- Born: April 12, 1900 Sharps Chapel, Tennessee, US
- Died: August 3, 1986 (aged 86) Knoxville, Tennessee, US
- Occupations: poet, songwriter, labor and civil rights activist
- Spouse: Sam Reece
- Children: 10

= Florence Reece =

American social activist, poet and folksong writer (1900-1986)

Florence Reece (April 12, 1900 - August 3, 1986) was an American social activist, poet, and folksong writer. She is best known for the song "Which Side Are You On?" which she originally wrote at the age of twelve while her father was out on strike with other coal miners, according to The Penguin Book of American Folk Song by Alan Lomax.

In 1931, during the Harlan County strike by the United Mine Workers of America and the National Miners Union, in which her husband was an organizer, Reece updated her song to the version known today.

==Biography==
Born in Sharps Chapel, Tennessee, the daughter and wife of coal miners, she is best known for the song "Which Side Are You On?". According to folklorist Alan Lomax who collected it from her in 1937, she wrote the song in 1912 when her father was out on strike, and then updated it in 1931 during the Harlan County War strike by the United Mine Workers of America and the National Miners Union in which her husband, Sam Reece, was an organizer.

Pete Seeger, collecting labor union songs, learned "Which Side Are You On" in 1940. The following year, it was recorded by the Almanac Singers in a version that gained a wide audience. More recently, Billy Bragg, Dropkick Murphys, Rebel Diaz, Natalie Merchant, Ani DiFranco, and Tom Morello each recorded their own interpretations of the song.
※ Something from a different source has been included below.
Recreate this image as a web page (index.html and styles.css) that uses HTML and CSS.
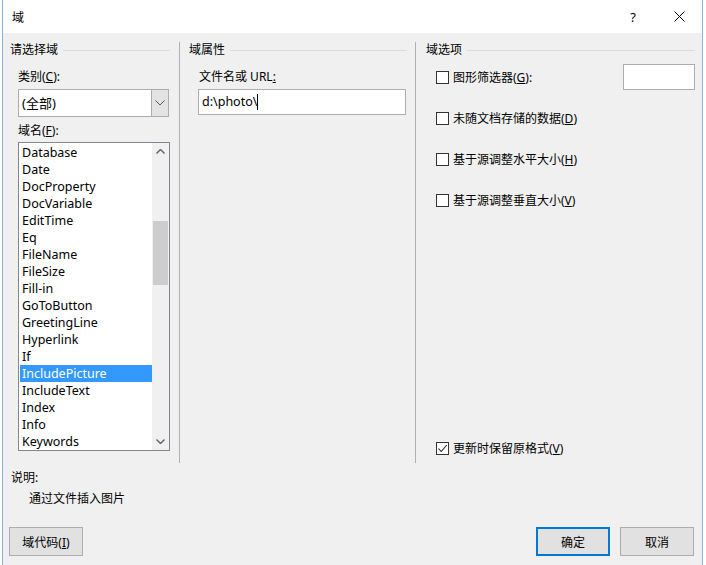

In 1931, the miners and the mine owners in southeastern Kentucky were locked in a bitter and violent struggle called the Harlan County War. In an attempt to intimidate the family of union leader Sam Reece, Sheriff J. H. Blair and his men, hired by the mining company, illegally entered their home in search of Reece. Reece had been warned in advance and escaped but his wife, Florence, and their children were terrorized. That night, after the men had gone, Florence wrote the lyrics to "Which Side Are You On?" on a calendar that hung in their kitchen. She took the melody from a traditional Baptist hymn, "Lay the Lily Low", or the traditional ballad "Jack Munro".

Reece appeared in the Academy Award-winning documentary film Harlan County, USA, singing her anthem to rally the striking miners. She was portrayed by Emily Bachynski in the second episode of the television show Damnation performing "Which Side Are You On?"

Florence and Sam Reece were married for 64 years until his death from pneumoconiosis (black lung) in 1978. After a lifetime of speaking on behalf of unions and social welfare issues, Florence Reece died of a heart attack in 1986 at the age of 86 in Knoxville, Tennessee.